▶ **GIVEN PROBLEM**
Extract all lines containing "styled".

▶ **INFORMATION SUPPLIED**

□ □ □ □ □ □ □

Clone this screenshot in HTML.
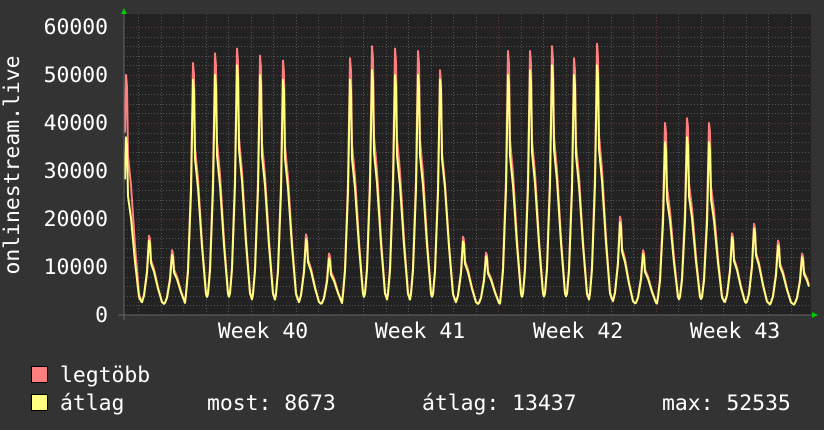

□ □ □ □ □ □ □

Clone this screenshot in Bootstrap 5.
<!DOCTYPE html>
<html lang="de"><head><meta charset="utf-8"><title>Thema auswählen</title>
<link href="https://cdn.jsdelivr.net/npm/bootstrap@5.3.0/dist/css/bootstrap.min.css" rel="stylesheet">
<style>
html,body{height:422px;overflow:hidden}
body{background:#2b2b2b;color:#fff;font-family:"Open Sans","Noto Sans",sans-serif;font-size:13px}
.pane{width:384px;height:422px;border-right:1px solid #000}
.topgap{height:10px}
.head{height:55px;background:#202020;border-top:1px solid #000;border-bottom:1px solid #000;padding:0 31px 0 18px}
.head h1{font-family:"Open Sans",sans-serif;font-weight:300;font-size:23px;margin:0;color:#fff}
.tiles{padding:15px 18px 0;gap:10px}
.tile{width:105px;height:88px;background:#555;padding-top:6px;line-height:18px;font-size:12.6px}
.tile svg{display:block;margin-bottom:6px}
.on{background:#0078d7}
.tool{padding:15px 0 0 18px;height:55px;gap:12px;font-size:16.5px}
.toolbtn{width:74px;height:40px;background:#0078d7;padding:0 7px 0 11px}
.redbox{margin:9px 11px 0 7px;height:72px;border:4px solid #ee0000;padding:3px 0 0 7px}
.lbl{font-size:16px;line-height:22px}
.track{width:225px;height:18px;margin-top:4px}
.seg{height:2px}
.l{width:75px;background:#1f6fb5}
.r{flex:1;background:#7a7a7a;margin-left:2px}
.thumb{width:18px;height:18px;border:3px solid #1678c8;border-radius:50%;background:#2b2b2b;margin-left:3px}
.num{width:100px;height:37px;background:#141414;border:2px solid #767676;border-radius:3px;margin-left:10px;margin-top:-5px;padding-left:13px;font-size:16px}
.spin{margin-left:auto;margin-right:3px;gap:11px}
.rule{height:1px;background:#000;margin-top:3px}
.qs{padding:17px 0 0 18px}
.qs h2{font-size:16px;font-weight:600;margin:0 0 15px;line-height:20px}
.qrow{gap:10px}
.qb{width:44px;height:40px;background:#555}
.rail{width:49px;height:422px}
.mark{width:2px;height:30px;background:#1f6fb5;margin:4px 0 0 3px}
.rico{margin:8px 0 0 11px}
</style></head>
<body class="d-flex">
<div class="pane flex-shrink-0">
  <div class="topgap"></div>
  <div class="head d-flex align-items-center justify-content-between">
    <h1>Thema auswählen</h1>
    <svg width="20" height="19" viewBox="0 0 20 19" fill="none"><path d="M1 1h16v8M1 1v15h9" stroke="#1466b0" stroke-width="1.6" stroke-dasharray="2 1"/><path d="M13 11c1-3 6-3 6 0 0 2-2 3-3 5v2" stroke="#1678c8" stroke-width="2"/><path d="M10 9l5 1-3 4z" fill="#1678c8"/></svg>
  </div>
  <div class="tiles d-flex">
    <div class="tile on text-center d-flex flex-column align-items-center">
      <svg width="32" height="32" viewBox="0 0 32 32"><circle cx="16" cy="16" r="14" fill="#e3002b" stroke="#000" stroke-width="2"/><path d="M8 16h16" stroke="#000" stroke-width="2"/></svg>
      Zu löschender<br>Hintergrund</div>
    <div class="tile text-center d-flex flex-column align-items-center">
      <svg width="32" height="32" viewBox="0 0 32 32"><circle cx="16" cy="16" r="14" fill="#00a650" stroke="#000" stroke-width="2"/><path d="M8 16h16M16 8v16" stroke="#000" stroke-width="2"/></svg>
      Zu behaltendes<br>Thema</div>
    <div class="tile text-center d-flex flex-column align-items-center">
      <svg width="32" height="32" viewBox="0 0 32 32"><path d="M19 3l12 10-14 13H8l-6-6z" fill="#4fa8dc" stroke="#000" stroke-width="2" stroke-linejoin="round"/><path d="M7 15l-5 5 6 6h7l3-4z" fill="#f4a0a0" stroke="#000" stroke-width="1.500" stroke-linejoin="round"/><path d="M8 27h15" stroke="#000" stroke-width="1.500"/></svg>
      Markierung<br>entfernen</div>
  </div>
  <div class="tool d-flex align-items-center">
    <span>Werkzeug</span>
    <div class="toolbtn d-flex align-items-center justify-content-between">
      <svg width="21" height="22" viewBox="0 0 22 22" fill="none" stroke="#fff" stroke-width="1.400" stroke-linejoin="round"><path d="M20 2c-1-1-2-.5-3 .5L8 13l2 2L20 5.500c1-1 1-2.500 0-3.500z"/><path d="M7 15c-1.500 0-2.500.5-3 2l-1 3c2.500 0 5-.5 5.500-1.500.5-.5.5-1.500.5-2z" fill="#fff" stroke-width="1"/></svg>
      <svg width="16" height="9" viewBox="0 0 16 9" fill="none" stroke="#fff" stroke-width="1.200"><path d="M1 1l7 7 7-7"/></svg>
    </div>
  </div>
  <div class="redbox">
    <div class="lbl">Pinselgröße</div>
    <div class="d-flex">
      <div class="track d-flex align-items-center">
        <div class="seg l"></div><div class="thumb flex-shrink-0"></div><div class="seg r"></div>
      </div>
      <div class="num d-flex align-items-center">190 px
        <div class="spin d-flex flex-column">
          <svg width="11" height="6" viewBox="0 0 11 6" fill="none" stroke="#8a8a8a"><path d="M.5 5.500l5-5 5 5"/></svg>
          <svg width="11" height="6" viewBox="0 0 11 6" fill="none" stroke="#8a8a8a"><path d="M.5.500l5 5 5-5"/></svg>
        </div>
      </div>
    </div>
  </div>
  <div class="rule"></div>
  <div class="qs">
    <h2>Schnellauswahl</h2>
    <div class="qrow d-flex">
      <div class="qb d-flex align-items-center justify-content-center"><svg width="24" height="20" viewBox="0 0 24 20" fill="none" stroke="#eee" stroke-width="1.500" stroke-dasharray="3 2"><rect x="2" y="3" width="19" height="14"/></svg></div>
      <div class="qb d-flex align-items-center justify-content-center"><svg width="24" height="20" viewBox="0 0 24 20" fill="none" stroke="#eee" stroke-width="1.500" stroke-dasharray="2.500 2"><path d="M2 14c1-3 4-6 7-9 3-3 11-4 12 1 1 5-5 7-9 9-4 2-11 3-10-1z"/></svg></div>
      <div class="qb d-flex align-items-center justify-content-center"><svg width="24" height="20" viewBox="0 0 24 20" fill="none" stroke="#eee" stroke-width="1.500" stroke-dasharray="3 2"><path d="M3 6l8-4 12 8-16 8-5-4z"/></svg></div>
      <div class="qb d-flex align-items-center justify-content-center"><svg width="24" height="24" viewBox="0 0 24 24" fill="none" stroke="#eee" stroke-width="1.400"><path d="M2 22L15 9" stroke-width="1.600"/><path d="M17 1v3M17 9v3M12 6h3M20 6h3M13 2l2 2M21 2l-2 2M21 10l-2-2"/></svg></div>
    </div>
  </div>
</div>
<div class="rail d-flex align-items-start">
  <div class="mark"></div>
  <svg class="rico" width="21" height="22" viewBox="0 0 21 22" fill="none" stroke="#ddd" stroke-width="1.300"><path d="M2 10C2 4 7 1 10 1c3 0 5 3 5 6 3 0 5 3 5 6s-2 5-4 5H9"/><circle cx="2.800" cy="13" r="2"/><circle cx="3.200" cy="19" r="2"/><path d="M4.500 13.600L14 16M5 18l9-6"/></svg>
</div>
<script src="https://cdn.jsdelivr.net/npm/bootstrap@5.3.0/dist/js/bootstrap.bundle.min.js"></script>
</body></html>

□ □ □ □ □ □ □

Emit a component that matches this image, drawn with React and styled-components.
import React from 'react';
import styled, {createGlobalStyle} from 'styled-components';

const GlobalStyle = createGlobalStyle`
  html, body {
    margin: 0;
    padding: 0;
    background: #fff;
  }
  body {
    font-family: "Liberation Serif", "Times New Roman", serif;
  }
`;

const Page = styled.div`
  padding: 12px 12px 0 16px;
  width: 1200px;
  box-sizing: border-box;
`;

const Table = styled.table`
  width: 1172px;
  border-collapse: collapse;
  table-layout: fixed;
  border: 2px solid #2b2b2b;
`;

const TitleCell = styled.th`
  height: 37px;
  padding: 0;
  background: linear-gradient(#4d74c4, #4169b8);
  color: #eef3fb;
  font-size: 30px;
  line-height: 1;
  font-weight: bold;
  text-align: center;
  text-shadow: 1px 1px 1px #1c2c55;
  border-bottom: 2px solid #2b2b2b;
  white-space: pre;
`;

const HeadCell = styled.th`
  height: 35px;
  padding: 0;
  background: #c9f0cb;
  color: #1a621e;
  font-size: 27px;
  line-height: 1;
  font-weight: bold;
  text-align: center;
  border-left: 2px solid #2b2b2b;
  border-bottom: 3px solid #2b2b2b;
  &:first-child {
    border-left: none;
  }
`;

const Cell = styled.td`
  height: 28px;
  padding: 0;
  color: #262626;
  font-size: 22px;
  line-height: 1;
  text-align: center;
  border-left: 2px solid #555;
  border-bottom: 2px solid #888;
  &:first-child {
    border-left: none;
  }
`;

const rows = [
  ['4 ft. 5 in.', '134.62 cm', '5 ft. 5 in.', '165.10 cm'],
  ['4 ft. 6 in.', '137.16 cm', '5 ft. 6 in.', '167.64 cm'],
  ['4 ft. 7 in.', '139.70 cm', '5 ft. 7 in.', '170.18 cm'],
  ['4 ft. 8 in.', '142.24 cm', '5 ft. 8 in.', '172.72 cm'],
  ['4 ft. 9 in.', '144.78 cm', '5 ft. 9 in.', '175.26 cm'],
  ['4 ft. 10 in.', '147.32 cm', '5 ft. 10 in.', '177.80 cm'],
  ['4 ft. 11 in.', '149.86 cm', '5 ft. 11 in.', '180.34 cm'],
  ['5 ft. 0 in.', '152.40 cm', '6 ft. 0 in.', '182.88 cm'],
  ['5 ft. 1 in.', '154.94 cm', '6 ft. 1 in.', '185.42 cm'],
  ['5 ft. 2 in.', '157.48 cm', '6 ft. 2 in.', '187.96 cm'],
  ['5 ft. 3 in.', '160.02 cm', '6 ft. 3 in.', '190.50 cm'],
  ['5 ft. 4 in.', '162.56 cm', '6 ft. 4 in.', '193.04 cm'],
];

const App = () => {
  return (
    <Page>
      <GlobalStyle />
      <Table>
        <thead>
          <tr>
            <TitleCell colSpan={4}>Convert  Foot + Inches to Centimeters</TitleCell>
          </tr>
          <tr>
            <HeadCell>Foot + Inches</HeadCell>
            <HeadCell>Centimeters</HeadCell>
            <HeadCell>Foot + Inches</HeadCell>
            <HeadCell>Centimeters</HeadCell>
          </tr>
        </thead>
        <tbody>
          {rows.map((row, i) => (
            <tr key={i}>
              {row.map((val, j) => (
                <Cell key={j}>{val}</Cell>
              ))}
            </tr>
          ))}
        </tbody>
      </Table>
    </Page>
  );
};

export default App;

□ □ □ □ □ □ □

▶ **SOLUTION TO THIS TASK**
Emit a component that matches this image, drawn with React and styled-components.
import styled, {createGlobalStyle} from 'styled-components';
const Page = styled.div`
const Table = styled.table`
const TitleCell = styled.th`
const HeadCell = styled.th`
const Cell = styled.td`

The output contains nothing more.